Of course, it’s not clear if Secretary Mnuchin and President Trump will go after these regulations specifically—although the administration’s track record to-date has suggested if the Obama Administration enacted it, they want to repeal it, regardless of its benefit to the American people. Steve Rosenthal, senior fellow at the Urban-Brookings Tax Policy Center, told TheStreet, “I think the ‘serial inverter’ regulations might be on the table. The serial inverter regulations ignored Allergan’s prior combinations with U.S. firms, to determine whether Allergan was a smaller foreign company being combined with a larger U.S. company, which would be bad, or was a larger or similar sized foreign company being combined with a U.S. company, which would be fine.”

The U.S. Chamber of Commerce filed a lawsuit in August regarding the Obama inversion rules, which are still in court. If Mnuchin and his staff go after the rules, that could preempt the court case.

One thing is likely—tax lawyers are going to be kept by. Steven Miller, former commissioner of the IRS and national director of tax at Alliantgroup, told TheStreet, “If I had a client who had been hit with an adverse position in financial regulations in 2016, I’d be putting my paper together to go on in. It could be a small cottage industry.”

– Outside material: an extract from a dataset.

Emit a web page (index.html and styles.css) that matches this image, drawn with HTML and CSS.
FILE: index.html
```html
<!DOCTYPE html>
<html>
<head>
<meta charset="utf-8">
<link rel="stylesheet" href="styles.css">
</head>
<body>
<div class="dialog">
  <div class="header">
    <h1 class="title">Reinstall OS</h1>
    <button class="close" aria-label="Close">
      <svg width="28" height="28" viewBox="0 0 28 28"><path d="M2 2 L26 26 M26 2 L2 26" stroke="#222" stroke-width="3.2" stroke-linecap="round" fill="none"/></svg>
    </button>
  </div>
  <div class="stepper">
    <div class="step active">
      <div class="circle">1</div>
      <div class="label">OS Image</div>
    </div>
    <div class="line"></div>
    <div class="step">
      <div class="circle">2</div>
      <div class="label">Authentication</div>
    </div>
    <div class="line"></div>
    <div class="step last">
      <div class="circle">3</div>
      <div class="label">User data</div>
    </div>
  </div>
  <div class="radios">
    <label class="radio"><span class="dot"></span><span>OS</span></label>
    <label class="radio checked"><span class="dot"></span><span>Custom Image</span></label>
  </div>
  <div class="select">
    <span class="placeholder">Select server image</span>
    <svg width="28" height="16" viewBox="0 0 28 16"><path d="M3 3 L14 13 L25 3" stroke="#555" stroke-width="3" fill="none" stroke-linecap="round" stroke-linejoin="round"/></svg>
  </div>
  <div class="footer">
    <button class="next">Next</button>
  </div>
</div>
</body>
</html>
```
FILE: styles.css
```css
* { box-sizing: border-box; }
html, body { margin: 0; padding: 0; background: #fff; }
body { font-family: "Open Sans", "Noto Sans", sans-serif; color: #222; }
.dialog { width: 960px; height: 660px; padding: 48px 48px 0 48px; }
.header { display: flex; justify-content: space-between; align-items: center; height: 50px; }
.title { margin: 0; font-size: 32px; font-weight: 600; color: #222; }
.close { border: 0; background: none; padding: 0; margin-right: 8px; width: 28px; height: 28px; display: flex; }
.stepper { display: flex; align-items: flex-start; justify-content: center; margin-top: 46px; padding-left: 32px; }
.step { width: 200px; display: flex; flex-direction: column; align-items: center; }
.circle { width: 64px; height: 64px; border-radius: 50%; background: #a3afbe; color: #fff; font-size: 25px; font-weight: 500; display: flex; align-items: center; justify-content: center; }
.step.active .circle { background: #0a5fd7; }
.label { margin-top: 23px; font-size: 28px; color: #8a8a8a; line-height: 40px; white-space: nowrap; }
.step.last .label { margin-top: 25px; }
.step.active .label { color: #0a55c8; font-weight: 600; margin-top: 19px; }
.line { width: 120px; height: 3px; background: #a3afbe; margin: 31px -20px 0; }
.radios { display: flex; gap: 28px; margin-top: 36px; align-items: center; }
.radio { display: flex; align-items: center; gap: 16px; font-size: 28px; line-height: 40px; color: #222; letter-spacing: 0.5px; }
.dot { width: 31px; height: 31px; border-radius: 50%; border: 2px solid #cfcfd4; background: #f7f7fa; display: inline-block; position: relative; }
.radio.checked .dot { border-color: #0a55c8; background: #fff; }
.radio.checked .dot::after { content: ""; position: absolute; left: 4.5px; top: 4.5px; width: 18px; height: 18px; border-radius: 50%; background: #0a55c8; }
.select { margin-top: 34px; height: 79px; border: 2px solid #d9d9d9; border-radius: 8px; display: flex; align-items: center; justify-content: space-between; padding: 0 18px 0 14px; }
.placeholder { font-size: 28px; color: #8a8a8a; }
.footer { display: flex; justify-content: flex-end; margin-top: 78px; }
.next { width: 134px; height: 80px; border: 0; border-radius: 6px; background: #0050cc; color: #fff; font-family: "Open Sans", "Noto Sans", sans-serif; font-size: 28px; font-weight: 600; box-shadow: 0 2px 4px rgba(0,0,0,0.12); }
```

Trump and Mnuchin may find this to be more difficult to accomplish than expected, however. Even though the Obama rules were considered by conservatives to be another example of Executive overreach, the reality is more complicated. Definitive changes to the U.S. tax code regarding tax inversions require an act of Congress. Democrats, in general, are opposed to the rollback of the Obama rules, but it’s not clear if the Republicans—despite paying lip service to it—are at all enthused about the idea of allowing large companies to leave the country with the primary goal of avoiding U.S. taxes.